Problem: Using the listing below, output only the lines from the one that contains "Rebuild this screenshot as a component, using" through the one that contains "const width = latin", inclusive, exactly as given and without images.

___ Data listing

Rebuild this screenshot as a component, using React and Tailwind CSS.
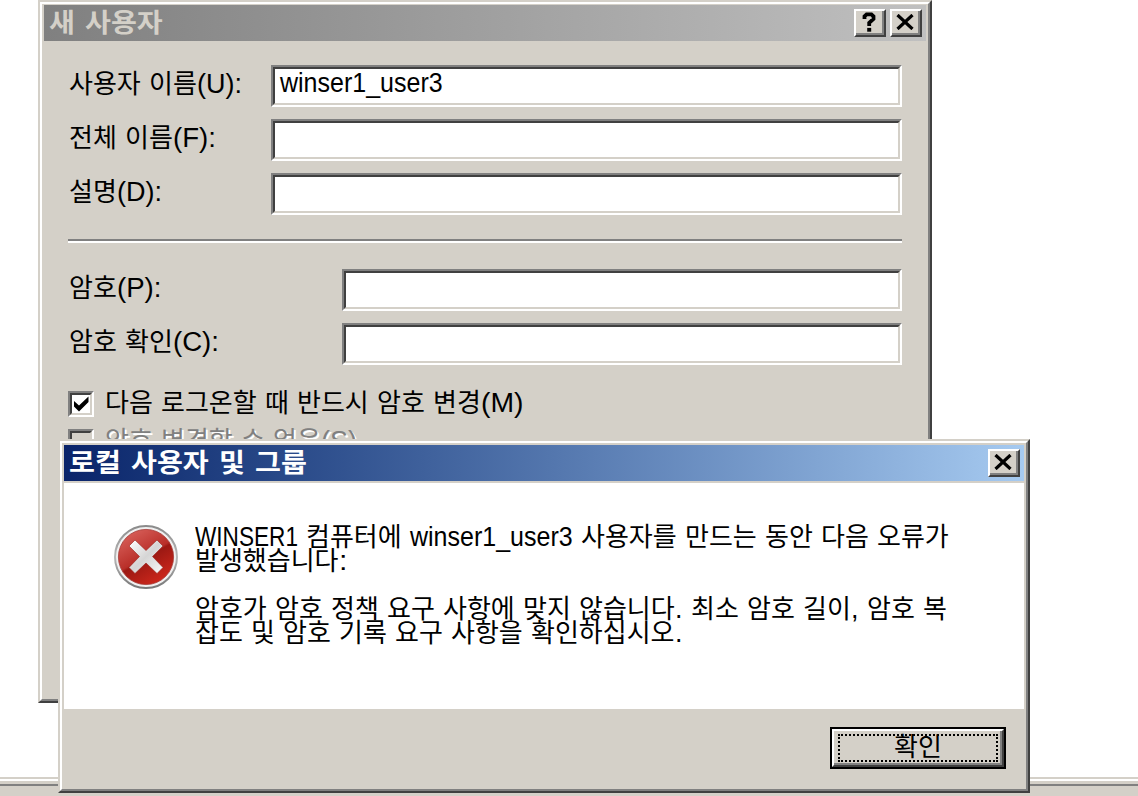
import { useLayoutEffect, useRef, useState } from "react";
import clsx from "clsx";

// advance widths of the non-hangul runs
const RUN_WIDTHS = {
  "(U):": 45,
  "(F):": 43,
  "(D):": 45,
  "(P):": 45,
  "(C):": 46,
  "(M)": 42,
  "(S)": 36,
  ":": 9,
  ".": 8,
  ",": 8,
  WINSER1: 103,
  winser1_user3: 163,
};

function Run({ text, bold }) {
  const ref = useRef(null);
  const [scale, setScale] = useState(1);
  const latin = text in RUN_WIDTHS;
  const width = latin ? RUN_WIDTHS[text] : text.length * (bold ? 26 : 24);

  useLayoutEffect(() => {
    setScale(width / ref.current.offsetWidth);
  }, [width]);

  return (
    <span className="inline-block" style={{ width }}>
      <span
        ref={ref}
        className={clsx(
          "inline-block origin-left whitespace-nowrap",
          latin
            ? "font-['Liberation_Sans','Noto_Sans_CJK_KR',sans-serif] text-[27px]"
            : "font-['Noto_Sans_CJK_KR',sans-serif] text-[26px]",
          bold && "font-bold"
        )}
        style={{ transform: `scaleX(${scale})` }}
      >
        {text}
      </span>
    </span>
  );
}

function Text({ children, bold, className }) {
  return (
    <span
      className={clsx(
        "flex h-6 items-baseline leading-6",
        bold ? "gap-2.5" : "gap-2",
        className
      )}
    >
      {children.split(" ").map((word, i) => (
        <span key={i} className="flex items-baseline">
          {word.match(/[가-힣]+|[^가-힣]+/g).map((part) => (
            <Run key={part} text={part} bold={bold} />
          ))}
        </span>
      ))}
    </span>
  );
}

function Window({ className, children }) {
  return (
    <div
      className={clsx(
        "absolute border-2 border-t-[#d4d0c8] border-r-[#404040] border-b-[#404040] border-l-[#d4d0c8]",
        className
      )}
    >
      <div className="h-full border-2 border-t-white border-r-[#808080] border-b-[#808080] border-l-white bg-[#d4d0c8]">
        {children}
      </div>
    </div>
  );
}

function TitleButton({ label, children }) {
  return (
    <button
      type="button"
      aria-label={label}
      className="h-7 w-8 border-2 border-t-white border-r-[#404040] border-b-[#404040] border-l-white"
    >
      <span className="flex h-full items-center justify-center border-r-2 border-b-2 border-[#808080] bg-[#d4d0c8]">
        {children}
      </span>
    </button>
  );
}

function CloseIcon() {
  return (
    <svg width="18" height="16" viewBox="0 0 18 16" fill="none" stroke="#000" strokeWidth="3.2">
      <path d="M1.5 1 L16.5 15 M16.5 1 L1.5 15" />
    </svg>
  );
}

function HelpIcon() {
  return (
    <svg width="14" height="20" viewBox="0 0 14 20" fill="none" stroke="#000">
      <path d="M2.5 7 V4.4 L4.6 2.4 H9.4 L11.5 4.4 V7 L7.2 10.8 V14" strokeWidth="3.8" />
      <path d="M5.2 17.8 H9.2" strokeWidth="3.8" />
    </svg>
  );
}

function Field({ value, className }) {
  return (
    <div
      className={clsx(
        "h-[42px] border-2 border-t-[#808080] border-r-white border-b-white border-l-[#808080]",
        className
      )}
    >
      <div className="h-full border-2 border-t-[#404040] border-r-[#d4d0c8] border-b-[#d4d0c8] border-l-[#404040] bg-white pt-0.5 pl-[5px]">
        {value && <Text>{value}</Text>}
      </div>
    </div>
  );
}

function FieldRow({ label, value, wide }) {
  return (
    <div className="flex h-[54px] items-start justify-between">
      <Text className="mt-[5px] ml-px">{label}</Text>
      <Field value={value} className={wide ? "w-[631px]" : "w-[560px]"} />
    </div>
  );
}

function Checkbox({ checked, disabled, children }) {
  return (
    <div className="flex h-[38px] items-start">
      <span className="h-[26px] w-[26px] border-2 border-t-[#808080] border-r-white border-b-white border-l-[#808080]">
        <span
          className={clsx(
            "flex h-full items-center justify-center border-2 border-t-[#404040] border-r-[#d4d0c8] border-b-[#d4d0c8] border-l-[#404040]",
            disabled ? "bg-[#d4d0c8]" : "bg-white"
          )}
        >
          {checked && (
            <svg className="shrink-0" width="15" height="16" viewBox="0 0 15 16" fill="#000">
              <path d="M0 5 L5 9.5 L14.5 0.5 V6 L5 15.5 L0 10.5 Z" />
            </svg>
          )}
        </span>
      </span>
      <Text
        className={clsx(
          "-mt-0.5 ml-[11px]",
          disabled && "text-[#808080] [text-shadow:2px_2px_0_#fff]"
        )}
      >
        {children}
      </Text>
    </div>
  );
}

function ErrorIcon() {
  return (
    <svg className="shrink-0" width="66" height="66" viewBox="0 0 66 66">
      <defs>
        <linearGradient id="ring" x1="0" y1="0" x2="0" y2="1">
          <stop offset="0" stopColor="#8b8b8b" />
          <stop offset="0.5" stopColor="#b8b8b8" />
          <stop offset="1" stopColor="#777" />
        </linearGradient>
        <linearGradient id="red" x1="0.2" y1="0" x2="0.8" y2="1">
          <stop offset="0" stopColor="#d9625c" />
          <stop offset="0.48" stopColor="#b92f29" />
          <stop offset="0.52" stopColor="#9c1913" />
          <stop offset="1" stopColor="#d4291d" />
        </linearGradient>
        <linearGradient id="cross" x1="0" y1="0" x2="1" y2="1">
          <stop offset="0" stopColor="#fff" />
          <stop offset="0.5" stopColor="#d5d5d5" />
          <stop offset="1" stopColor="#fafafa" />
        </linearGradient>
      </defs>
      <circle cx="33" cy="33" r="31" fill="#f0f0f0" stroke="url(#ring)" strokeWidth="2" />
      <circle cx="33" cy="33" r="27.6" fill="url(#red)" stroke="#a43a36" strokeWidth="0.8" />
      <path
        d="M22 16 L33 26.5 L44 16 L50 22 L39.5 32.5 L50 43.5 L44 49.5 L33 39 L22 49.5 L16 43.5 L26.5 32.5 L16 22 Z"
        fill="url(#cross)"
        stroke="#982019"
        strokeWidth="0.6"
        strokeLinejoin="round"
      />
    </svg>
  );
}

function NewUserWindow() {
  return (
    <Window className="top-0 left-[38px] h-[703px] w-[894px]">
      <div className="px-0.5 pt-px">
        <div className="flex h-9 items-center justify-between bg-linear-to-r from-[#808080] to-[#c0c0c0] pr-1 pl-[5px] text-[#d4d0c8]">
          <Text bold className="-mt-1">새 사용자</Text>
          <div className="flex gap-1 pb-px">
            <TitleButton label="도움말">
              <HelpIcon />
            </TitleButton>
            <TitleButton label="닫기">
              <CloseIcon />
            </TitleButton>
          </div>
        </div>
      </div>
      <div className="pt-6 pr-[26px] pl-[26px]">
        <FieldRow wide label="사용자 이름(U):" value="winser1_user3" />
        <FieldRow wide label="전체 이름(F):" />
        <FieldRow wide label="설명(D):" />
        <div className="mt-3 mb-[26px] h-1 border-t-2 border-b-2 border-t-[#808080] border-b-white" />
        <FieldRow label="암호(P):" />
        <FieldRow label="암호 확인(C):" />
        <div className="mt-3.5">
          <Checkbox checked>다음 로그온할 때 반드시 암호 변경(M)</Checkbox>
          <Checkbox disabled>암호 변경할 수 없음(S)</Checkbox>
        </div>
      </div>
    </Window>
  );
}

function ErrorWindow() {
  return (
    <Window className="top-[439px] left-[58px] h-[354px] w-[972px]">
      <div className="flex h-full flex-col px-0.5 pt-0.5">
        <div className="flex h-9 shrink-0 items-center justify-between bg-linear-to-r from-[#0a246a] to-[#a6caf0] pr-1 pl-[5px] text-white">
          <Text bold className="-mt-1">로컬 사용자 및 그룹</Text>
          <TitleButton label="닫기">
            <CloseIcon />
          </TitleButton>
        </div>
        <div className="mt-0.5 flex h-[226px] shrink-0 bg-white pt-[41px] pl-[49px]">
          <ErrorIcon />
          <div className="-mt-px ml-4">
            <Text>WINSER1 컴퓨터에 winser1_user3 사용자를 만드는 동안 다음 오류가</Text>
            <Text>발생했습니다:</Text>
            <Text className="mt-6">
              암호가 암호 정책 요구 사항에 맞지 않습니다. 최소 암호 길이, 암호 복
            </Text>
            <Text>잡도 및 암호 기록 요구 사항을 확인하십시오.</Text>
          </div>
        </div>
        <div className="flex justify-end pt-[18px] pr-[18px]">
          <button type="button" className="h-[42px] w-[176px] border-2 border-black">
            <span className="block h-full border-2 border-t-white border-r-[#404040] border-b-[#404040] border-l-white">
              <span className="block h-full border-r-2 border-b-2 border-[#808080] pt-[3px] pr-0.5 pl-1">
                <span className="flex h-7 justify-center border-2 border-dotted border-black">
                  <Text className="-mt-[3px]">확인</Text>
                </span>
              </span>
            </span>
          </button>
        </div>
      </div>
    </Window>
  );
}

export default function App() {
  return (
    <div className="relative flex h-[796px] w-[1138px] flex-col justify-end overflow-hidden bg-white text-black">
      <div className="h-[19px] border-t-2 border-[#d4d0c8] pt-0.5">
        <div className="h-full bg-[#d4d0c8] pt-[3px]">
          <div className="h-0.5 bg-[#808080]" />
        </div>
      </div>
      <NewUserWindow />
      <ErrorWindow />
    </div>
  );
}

______
___ Data listing

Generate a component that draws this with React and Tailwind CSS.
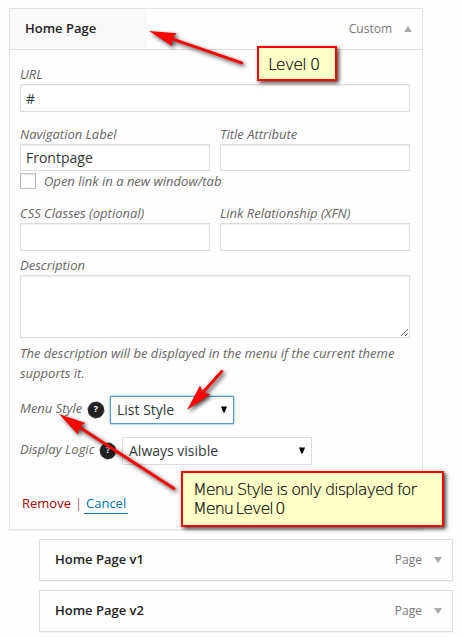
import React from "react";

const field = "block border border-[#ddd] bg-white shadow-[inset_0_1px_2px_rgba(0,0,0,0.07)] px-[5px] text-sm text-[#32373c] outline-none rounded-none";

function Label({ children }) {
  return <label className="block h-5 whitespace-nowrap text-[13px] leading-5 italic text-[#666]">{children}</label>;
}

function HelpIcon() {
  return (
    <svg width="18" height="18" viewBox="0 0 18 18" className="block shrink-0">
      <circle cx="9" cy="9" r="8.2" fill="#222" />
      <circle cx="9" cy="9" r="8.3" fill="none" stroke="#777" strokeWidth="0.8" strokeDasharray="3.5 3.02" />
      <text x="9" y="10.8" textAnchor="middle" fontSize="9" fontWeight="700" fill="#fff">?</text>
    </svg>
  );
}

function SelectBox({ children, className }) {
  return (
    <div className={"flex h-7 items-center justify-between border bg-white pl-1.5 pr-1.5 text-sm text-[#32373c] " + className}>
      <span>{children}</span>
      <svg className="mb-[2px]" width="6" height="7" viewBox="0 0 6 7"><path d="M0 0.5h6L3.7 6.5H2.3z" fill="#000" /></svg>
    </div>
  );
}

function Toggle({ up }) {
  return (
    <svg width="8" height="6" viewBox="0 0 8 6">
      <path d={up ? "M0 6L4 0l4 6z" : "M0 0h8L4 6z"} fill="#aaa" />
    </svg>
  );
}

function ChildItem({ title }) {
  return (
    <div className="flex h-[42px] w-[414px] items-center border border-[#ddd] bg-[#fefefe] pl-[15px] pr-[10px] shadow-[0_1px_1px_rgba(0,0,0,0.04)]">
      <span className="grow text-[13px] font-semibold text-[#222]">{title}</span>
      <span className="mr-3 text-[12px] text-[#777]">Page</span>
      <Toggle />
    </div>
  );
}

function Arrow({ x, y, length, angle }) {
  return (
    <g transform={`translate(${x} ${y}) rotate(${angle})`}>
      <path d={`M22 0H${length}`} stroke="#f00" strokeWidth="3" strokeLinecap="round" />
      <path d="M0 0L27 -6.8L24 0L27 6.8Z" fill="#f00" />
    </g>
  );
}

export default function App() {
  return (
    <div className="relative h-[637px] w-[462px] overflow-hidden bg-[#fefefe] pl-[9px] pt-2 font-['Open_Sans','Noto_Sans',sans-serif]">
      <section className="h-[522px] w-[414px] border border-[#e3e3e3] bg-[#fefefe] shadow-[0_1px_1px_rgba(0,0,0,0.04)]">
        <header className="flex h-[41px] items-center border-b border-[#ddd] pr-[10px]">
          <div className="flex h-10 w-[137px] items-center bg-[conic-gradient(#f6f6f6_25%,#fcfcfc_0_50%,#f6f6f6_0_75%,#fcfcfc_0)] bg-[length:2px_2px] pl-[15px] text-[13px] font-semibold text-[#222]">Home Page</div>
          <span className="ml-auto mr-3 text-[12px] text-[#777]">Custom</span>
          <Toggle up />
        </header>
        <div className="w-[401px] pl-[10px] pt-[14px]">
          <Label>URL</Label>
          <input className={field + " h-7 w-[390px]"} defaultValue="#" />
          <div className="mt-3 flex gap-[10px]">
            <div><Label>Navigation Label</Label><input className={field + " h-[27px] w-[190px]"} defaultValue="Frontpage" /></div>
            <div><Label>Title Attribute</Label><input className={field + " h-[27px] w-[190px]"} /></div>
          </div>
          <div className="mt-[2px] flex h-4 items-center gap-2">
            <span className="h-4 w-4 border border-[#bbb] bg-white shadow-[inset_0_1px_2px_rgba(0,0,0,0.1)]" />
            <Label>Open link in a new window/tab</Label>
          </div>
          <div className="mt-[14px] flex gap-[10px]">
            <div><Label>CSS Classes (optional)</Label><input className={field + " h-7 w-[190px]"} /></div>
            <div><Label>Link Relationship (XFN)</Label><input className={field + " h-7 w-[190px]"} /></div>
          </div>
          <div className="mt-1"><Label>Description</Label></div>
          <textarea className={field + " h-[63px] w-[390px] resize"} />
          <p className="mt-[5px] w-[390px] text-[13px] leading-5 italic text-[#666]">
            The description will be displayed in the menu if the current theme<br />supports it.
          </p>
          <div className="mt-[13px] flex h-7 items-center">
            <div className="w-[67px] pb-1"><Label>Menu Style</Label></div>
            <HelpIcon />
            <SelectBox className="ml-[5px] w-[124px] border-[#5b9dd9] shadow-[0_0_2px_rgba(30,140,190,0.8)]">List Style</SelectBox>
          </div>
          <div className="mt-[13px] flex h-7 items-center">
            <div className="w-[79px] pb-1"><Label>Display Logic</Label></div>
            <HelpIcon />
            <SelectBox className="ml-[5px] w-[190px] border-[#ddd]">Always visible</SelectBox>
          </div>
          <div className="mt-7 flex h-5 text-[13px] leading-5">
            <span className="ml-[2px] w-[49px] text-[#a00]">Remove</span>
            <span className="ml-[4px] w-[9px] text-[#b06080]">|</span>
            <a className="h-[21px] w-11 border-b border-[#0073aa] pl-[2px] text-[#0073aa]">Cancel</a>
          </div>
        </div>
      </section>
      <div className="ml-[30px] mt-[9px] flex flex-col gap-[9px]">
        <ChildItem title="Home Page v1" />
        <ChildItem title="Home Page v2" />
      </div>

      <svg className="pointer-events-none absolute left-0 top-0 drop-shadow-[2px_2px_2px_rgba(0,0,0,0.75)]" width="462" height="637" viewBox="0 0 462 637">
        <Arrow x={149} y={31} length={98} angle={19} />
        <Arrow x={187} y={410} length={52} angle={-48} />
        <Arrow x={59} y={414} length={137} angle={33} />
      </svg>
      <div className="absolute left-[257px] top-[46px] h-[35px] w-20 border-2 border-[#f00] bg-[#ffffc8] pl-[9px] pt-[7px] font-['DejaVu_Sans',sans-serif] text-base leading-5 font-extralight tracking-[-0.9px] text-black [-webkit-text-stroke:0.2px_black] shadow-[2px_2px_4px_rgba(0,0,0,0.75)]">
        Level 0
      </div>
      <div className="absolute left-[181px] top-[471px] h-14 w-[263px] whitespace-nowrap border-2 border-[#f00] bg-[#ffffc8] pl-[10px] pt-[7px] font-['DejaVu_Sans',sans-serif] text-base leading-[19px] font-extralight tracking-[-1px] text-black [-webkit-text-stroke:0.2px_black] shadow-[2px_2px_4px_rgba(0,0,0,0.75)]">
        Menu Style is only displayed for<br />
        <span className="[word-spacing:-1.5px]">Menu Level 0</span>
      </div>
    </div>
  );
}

______
___ Data listing

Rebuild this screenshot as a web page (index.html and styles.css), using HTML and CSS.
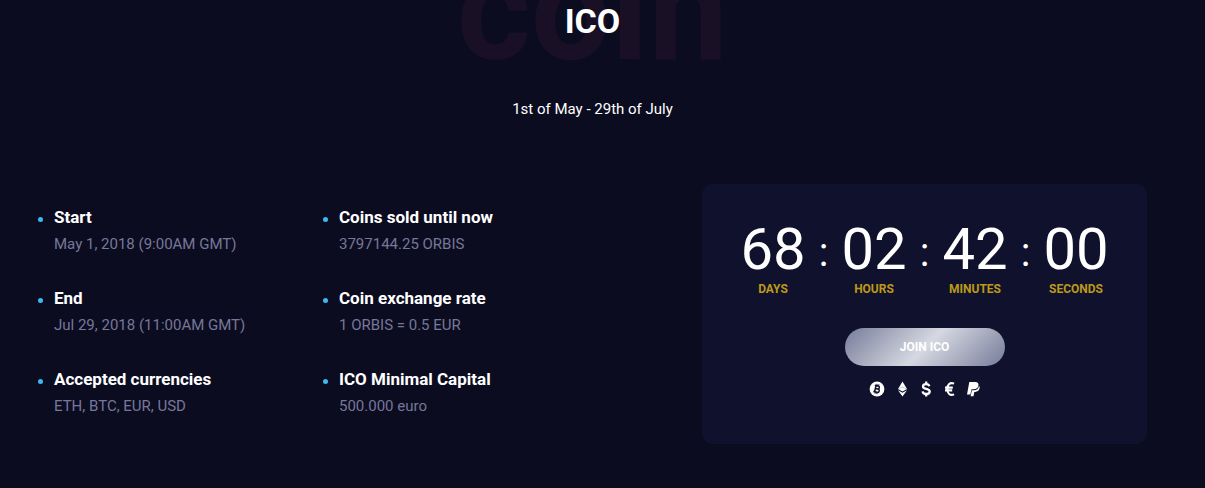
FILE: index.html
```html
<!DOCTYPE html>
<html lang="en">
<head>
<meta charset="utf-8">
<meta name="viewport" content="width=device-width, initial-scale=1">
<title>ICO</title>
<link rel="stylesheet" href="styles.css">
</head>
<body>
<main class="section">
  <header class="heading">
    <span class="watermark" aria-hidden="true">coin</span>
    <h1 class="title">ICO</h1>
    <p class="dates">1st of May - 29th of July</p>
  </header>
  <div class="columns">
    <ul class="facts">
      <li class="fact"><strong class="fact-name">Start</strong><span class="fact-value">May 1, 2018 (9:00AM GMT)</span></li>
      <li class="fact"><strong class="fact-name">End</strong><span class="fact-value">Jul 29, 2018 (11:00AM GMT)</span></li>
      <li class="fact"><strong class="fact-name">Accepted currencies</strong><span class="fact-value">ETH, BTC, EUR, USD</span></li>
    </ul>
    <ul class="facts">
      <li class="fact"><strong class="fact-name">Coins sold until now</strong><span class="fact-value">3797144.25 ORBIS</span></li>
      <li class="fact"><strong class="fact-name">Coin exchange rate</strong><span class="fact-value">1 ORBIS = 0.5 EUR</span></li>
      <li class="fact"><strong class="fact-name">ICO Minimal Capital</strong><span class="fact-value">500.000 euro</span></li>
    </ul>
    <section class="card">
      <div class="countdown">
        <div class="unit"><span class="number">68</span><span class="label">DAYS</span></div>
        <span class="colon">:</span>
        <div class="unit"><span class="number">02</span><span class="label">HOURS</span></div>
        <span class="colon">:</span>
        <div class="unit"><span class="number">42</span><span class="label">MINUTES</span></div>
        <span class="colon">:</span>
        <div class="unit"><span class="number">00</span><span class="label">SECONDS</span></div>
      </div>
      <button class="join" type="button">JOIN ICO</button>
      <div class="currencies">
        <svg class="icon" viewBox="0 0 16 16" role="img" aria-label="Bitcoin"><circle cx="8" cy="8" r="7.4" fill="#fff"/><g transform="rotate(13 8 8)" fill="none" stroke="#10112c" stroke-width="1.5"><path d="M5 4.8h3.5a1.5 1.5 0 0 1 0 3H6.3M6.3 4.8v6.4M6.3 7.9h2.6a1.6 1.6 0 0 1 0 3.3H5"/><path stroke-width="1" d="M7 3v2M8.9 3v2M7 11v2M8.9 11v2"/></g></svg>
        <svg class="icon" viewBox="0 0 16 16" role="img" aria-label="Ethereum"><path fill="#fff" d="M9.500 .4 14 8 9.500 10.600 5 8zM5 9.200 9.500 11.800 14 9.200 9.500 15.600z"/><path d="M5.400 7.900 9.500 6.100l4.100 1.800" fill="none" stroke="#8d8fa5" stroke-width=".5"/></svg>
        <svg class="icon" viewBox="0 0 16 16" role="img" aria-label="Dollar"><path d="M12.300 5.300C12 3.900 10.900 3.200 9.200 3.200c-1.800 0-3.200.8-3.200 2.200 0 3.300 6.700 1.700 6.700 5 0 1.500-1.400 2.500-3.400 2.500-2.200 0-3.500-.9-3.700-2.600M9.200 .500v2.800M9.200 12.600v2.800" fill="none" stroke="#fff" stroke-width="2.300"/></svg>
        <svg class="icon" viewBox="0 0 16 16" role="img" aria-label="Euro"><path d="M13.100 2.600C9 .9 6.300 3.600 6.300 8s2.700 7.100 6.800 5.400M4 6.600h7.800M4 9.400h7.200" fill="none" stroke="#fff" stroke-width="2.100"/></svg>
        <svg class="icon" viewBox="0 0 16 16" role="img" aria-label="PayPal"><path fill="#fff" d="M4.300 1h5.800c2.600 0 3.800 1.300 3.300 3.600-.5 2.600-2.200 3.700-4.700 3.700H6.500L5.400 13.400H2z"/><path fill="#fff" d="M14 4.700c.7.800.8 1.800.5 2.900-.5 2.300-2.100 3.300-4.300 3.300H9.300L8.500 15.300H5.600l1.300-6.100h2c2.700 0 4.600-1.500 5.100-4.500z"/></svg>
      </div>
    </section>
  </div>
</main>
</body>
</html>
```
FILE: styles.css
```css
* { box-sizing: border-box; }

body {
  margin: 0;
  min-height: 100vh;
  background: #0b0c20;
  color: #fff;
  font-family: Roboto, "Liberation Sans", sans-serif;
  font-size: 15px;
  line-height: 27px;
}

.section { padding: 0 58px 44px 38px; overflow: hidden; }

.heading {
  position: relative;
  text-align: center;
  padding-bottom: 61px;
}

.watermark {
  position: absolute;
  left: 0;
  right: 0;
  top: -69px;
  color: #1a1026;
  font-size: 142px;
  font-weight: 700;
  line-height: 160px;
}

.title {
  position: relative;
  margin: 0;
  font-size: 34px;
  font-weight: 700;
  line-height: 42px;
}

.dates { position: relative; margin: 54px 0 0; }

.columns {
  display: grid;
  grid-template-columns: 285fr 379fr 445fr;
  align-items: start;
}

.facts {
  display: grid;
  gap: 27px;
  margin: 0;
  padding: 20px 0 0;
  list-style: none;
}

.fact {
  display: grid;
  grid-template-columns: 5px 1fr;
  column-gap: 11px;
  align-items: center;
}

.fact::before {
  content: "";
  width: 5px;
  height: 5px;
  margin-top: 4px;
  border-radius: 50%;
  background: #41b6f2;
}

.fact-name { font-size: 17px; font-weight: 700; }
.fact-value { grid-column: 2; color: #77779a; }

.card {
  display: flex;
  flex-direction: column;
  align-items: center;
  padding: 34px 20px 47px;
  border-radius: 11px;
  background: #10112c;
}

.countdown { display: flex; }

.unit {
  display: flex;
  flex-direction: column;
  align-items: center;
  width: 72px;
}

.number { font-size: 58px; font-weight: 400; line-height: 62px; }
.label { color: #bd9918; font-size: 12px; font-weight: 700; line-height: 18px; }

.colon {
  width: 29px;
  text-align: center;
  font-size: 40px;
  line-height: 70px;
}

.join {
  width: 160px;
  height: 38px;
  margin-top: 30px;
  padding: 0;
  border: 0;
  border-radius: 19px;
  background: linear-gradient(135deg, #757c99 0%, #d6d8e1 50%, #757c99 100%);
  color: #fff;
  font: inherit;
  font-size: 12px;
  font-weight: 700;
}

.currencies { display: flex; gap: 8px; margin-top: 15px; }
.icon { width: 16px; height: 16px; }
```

______

Exercise result:
Rebuild this screenshot as a component, using React and Tailwind CSS.
import { useLayoutEffect, useRef, useState } from "react";
import clsx from "clsx";

// advance widths of the non-hangul runs
const RUN_WIDTHS = {
  "(U):": 45,
  "(F):": 43,
  "(D):": 45,
  "(P):": 45,
  "(C):": 46,
  "(M)": 42,
  "(S)": 36,
  ":": 9,
  ".": 8,
  ",": 8,
  WINSER1: 103,
  winser1_user3: 163,
};

function Run({ text, bold }) {
  const ref = useRef(null);
  const [scale, setScale] = useState(1);
  const latin = text in RUN_WIDTHS;
  const width = latin ? RUN_WIDTHS[text] : text.length * (bold ? 26 : 24);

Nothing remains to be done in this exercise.